In this step you will download and install:
- a basic workspace for working with ETL processes
- a working ETL module that can move data from the source database into the Patients table on your system.
- Download the folder archive:
- Download the server module:
Set Up ETL Workspace
In this step you will import a pre-configured workspace in which to develop ETL processes. (Note that there is nothing mandatory about the way this workspace has been put together -- your own ETL workspace may be different, depending on the needs of your project. This particular workspace has been configured especially for this tutorial as a shortcut
to avoid many set up steps, steps such as connecting to source datasets, adding an empty dataset to use as the target of ETL scripts, and adding ETL-related web parts.)
- Go a project where you have administrative privileges and log in.
- Create a subfolder of type "Study" to use as a workspace:
- Go to (Admin) > Folder > Management.
- Click Create Subfolder.
- On the Create Folder (Step 1) page, enter the Name "ETL Workspace".
- Under Folder Type, select Study.
- Click Next.
- On the Users/Permissions (Step 2) page, click Finish.
- Import ETLWorkspace.folder.zip into the folder:
- In the Study Overview panel, click Import Study.
- On the Folder Management page, confirm Local zip archive is selected and click Choose File.
- Select the folder archive that you downloaded: ETLWorkspace.folder.zip.
- Click Import Study.
- When the import is complete, click ETL Workspace to see the workspace.
You now have a workspace where you can develop ETL scripts. It includes:
- A LabKey Study with various datasets to use as data sources
- An empty dataset named Patients to use as a target destination
- The ETLs tab provides an area to manage and run your ETL processes. Notice that this tab contains three web parts:
- Data Transforms shows the available ETL processes. Currently it is empty because there are none defined.
- The Patients dataset (the target dataset for the process) is displayed, also empty because no ETL process has been run yet. When you run an ETL process in the next step the the empty Patients dataset will begin to fill with data.
- The Demographics dataset (the source dataset for this tutorial) is displayed with more than 200 records.
Add the ETL Module
ETL processes are added to LabKey Server as part of a "module". Modules are packets of functionality that are easy to distribute to other LabKey Servers. Modules can contain a wide range of functionality, not just ETL-related functionality. For example, they can include HTML pages, SQL queries, R script reports, and more. Module resources are for the most part "file-based", that is, they contain files such as .HTML, .SQL, and .R files which are deployed to the server and surfaced in various places in the user interface where users can interact with them. For deployment to the server, the module files are zipped up into a .zip archive, which is renamed as a ".module" file. In this case, the module you will deploy contains two resources:
- An ETL configuration file (called "FemaleARV.xml") which defines how the ETL process works
- A SQL query which defines the source data for the ETL process
To deploy the module:
- If you are a developer working with the LabKey Server source code directly, then:
- Copy the file etlModule.module to the directory /build/deploy/modules and restart the server.

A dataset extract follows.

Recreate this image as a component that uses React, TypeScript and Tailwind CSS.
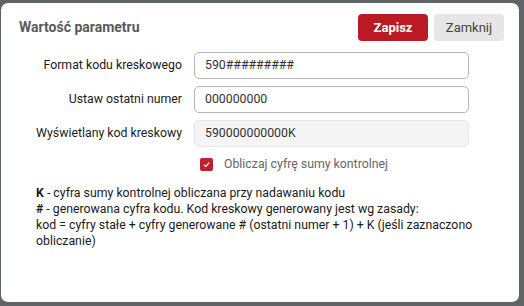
import React from "react";

export default function App() {
  return (
    <div className="w-[524px] h-[306px] bg-[#5f6467] pt-[3px] pl-[1px]" style={{ fontFamily: "Roboto, 'Liberation Sans', sans-serif" }}>
      <div className="w-[518px] h-[299px] bg-white rounded-[7px] flex flex-col">
        <div className="flex items-center justify-between pl-[18px] pr-[15px] pt-[11px]">
          <div className="text-[14px] font-bold text-[#5a5a5a]">Wartość parametru</div>
          <div className="flex gap-[6px]">
            <button className="w-[70px] h-[27px] rounded-[4px] bg-[#bb1a24] text-white text-[13px] font-bold">Zapisz</button>
            <button className="w-[70px] h-[27px] rounded-[4px] bg-[#e6e6e6] text-[#444] text-[13px]">Zamknij</button>
          </div>
        </div>
        <div className="mt-[11px] flex flex-col gap-[7px]">
          {[
            { label: "Format kodu kreskowego", value: "590#########", disabled: false },
            { label: "Ustaw ostatni numer", value: "000000000", disabled: false },
            { label: "Wyświetlany kod kreskowy", value: "590000000000K", disabled: true },
          ].map((r) => (
            <div key={r.label} className="flex items-center gap-[12px]">
              <div className="w-[181px] text-right text-[12.3px] text-[#1a1a1a]">{r.label}</div>
              <div
                className={
                  "w-[275px] h-[27px] rounded-[5px] border flex items-center pl-[10px] text-[12.3px] text-[#333] " +
                  (r.disabled ? "bg-[#f5f5f5] border-[#e6e6e6]" : "bg-white border-[#b5b5b5]")
                }
              >
                {r.value}
              </div>
            </div>
          ))}
        </div>
        <div className="mt-[8px] ml-[199px] flex items-center gap-[11px]">
          <div className="w-[13px] h-[13px] bg-[#c0202a] rounded-[2px] flex items-center justify-center">
            <svg width="9" height="9" viewBox="0 0 10 10">
              <path d="M2 5.2 L4.2 7.2 L8 2.8" fill="none" stroke="white" strokeWidth="1.3" />
            </svg>
          </div>
          <div className="text-[12.3px] text-[#666]">Obliczaj cyfrę sumy kontrolnej</div>
        </div>
        <div className="mt-[13px] pl-[35px] pr-[20px] text-[12.3px] leading-[15.7px] text-[#1a1a1a]">
          <div><b>K</b> - cyfra sumy kontrolnej obliczana przy nadawaniu kodu</div>
          <div><b>#</b> - generowana cyfra kodu. Kod kreskowy generowany jest wg zasady:</div>
          <div>kod = cyfry stałe + cyfry generowane # (ostatni numer + 1) + K (jeśli zaznaczono obliczanie)</div>
        </div>
      </div>
    </div>
  );
}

- If you are working with an installer-based version of LabKey Server, then:
- Copy the file etlModule.module to the directory LABKEY_HOME/externalModules and restart the server. (On Windows you can restart the server using the Services panel.)
- Enable the module in your workspace folder:
- Log back into your restarted server with administrative privileges.
- In the "ETL Workspace" folder, go to (Admin) > Folder > Management.
- Click the Folder Type tab.
- In the Modules list (on the right) place a checkmark next to ETLModule.
- Click Update Folder.
- The ETL script is now ready to run. Notice it has been added to the list under Data Transforms.